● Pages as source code
'''

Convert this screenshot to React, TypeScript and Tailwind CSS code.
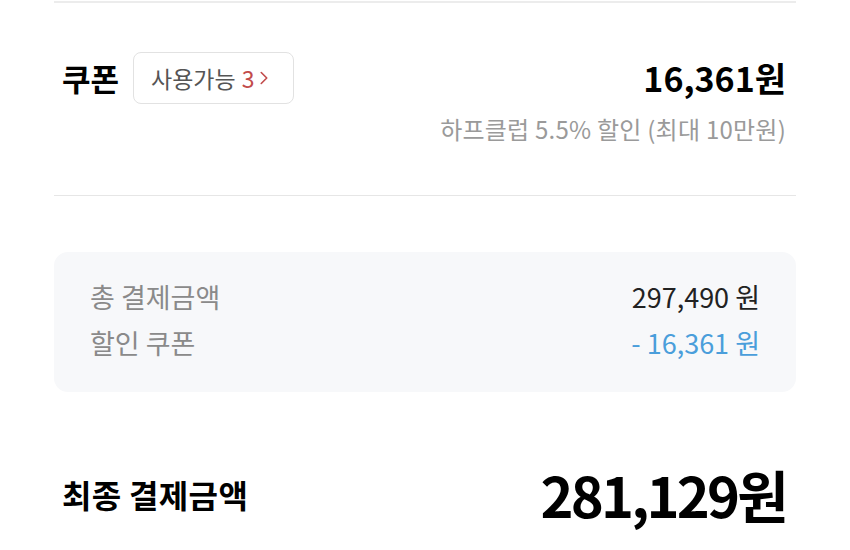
import { ChevronRight } from "lucide-react";

const font = { fontFamily: '"Noto Sans CJK KR", "Noto Sans", sans-serif' };

function App() {
   return (
      <div className="w-[850px] h-[550px] bg-white overflow-hidden" style={font}>
         <div className="px-[54px]">
            <div className="h-[2px] mt-[1px] bg-[#ececec]" />

            {/* coupon */}
            <div className="flex justify-between pt-[49px] pb-[51px] border-b border-[#e6e6e6]">
               <div className="flex items-start">
                  <h2 className="text-[31px] font-bold text-black leading-[52px] ml-[8px]">쿠폰</h2>
                  <button className="ml-[14px] h-[52px] w-[161px] rounded-[8px] border border-[#e2e2e2] flex items-center pl-[17px] text-[23px] text-[#555]">
                     사용가능
                     <span className="ml-[6px] text-[#c24b4b]">3</span>
                     <ChevronRight className="text-[#c24b4b] -ml-[1px]" size={22} strokeWidth={1.75} />
                  </button>
               </div>
               <div className="flex flex-col items-end pr-[10px]">
                  <div className="text-[34px] font-bold text-black leading-[52px]">16,361원</div>
                  <div className="text-[24px] text-[#9a9a9a] mt-[10px] leading-[30px] tracking-[0.01em]">하프클럽 5.5% 할인 (최대 10만원)</div>
               </div>
            </div>

            {/* summary box */}
            <div className="mt-[56px] rounded-[14px] bg-[#f7f8fa] px-[36px] pt-[22px] pb-[26px]">
               <div className="flex justify-between items-center text-[27px] leading-[46px]">
                  <span className="text-[#8a8a8a]">총 결제금액</span>
                  <span className="text-[#222]">297,490 원</span>
               </div>
               <div className="flex justify-between items-center text-[27px] leading-[46px]">
                  <span className="text-[#8a8a8a]">할인 쿠폰</span>
                  <span className="text-[#4a9edb]">- 16,361 원</span>
               </div>
            </div>

            {/* final */}
            <div className="flex justify-between items-center mt-[70px] pl-[8px] pr-[10px] leading-[64px]">
               <span className="text-[32px] font-bold text-black tracking-[0.01em]">최종 결제금액</span>
               <span className="text-[56px] font-bold text-black tracking-tighter">281,129원</span>
            </div>
         </div>
      </div>
   );
}

export default App;
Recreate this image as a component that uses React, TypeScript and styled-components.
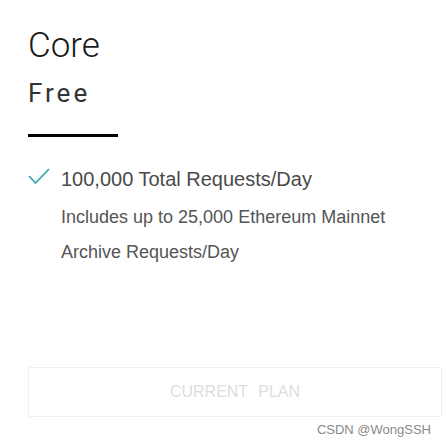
import React from "react";
import styled, { createGlobalStyle } from "styled-components";

const GlobalStyle = createGlobalStyle`
  html, body {
    margin: 0;
    padding: 0;
    background: #ffffff;
  }
  body {
    font-family: "Liberation Sans", Arial, sans-serif;
  }
`;

const Card = styled.div`
  position: relative;
  width: 446px;
  height: 445px;
  box-sizing: border-box;
  padding: 26px 4px 0 28px;
  overflow: hidden;
`;

const PlanName = styled.h2`
  margin: 0;
  font-family: Roboto, "Liberation Sans", sans-serif;
  font-size: 35px;
  font-weight: 300;
  line-height: 40px;
  color: #1a1a1a;
`;

const PlanPrice = styled.div`
  margin-top: 12px;
  font-family: Roboto, "Liberation Sans", sans-serif;
  font-size: 26px;
  font-weight: 400;
  letter-spacing: 3px;
  line-height: 30px;
  color: #333333;
`;

const Divider = styled.div`
  width: 90px;
  height: 3px;
  margin-top: 26px;
  background: #000000;
`;

const FeatureList = styled.ul`
  list-style: none;
  margin: 29px 0 0;
  padding: 0;
`;

const FeatureRow = styled.li`
  display: grid;
  grid-template-columns: 33px 1fr;
  align-items: start;
`;

const CheckMark = styled.svg`
  width: 22px;
  height: 16px;
  margin-top: 2px;
`;

const FeatureTitle = styled.div`
  font-size: 20px;
  line-height: 26px;
  color: #4a4a4a;
`;

const FeatureNote = styled.div`
  grid-column: 2;
  margin-top: 8px;
  font-size: 18px;
  line-height: 35px;
  color: #555555;
`;

const PlanButton = styled.button`
  display: block;
  width: 100%;
  height: 50px;
  margin-top: 97px;
  background: #ffffff;
  border: 1px solid #efefef;
  border-radius: 2px;
  font-family: "Liberation Sans", Arial, sans-serif;
  font-size: 16px;
  word-spacing: 6px;
  color: #dedede;
  cursor: default;
`;

const Watermark = styled.span`
  position: absolute;
  right: 15px;
  bottom: 8px;
  font-family: "Liberation Sans", Arial, sans-serif;
  font-size: 13px;
  color: #8a8a8a;
`;

const App: React.FC = () => {
  return (
    <>
      <GlobalStyle />
      <Card>
        <PlanName>Core</PlanName>
        <PlanPrice>Free</PlanPrice>
        <Divider />
        <FeatureList>
          <FeatureRow>
            <CheckMark viewBox="0 0 22 16">
              <path d="M1 8 L7.5 15 L21 1" fill="none" stroke="#3ea6b3" strokeWidth="1.8" />
            </CheckMark>
            <FeatureTitle>100,000 Total Requests/Day</FeatureTitle>
            <FeatureNote>
              Includes up to 25,000 Ethereum Mainnet
              <br />
              Archive Requests/Day
            </FeatureNote>
          </FeatureRow>
        </FeatureList>
        <PlanButton type="button">CURRENT PLAN</PlanButton>
        <Watermark>CSDN @WongSSH</Watermark>
      </Card>
    </>
  );
};

export default App;
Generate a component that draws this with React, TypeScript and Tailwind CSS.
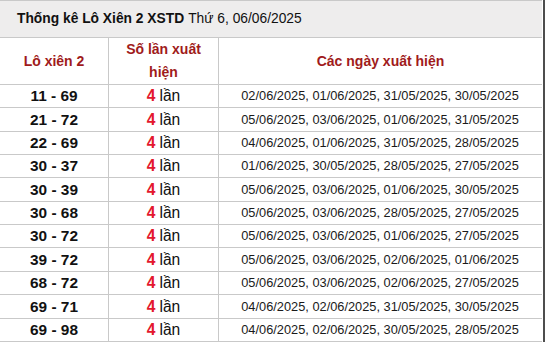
import React from "react";

const rows: { pair: string; dates: string; h: string }[] = [
  { pair: "11 - 69", dates: "02/06/2025, 01/06/2025, 31/05/2025, 30/05/2025", h: "h-[23px]" },
  { pair: "21 - 72", dates: "05/06/2025, 03/06/2025, 01/06/2025, 31/05/2025", h: "h-[24px]" },
  { pair: "22 - 69", dates: "04/06/2025, 01/06/2025, 31/05/2025, 28/05/2025", h: "h-[23px]" },
  { pair: "30 - 37", dates: "01/06/2025, 30/05/2025, 28/05/2025, 27/05/2025", h: "h-[23px]" },
  { pair: "30 - 39", dates: "05/06/2025, 03/06/2025, 01/06/2025, 30/05/2025", h: "h-[24px]" },
  { pair: "30 - 68", dates: "05/06/2025, 03/06/2025, 28/05/2025, 27/05/2025", h: "h-[23px]" },
  { pair: "30 - 72", dates: "05/06/2025, 03/06/2025, 01/06/2025, 27/05/2025", h: "h-[23px]" },
  { pair: "39 - 72", dates: "05/06/2025, 03/06/2025, 02/06/2025, 01/06/2025", h: "h-[24px]" },
  { pair: "68 - 72", dates: "05/06/2025, 03/06/2025, 02/06/2025, 27/05/2025", h: "h-[23px]" },
  { pair: "69 - 71", dates: "04/06/2025, 02/06/2025, 31/05/2025, 30/05/2025", h: "h-[24px]" },
  { pair: "69 - 98", dates: "04/06/2025, 02/06/2025, 30/05/2025, 28/05/2025", h: "h-[23px]" },
];

export default function App() {
  return (
    <div
      className="w-[545px] h-[342px] bg-white overflow-hidden border-r-2 border-[#4d4d4d]"
      style={{ fontFamily: '"Liberation Sans", Arial, sans-serif' }}
    >
      <div className="border-r border-white">
        <div className="h-[38px] bg-[#eeeded] border-y border-[#c9c9c9] flex items-center pl-[17px] text-[13.8px] text-[#111]">
          <span className="font-bold">Thống kê Lô Xiên 2 XSTD</span>
          <span className="ml-[4px]">Thứ 6, 06/06/2025</span>
        </div>
        <div className="h-[47px] flex border-b border-[#c9c9c9] text-[14px] font-bold text-[#a01b1b]">
          <div className="w-[109px] border-r border-[#c9c9c9] flex items-center justify-center">
            Lô xiên 2
          </div>
          <div className="w-[110px] border-r border-[#c9c9c9] flex items-center justify-center text-center px-[10px] leading-[23px]">
            Số lần xuất hiện
          </div>
          <div className="flex-1 flex items-center justify-center">Các ngày xuất hiện</div>
        </div>
        {rows.map((r) => (
          <div key={r.pair} className={`${r.h} flex border-b border-[#c9c9c9]`}>
            <div className="w-[109px] border-r border-[#c9c9c9] flex items-center justify-center text-[15.4px] font-bold text-[#111]">
              {r.pair}
            </div>
            <div className="w-[110px] border-r border-[#c9c9c9] flex items-center justify-center text-[15.6px] text-[#111]">
              <span className="font-bold text-[#e3172d]">4</span>
              <span className="ml-[4px]">lần</span>
            </div>
            <div className="flex-1 flex items-center justify-center text-[12.8px] text-[#1a1a1a] pr-[1px]">
              {r.dates}
            </div>
          </div>
        ))}
      </div>
    </div>
  );
}
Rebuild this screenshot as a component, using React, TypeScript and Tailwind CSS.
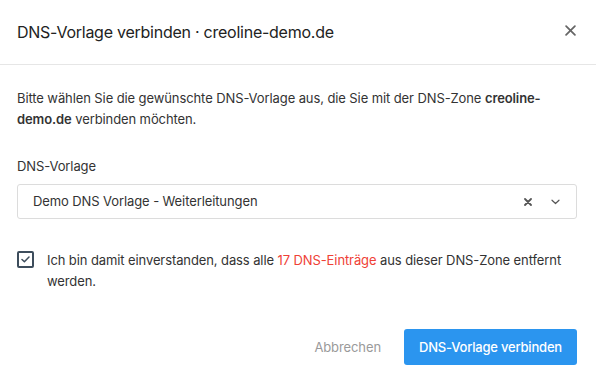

'''

● Given task
Count every line above that holds the string "components" and give the total, nothing more.

● Result of this task
2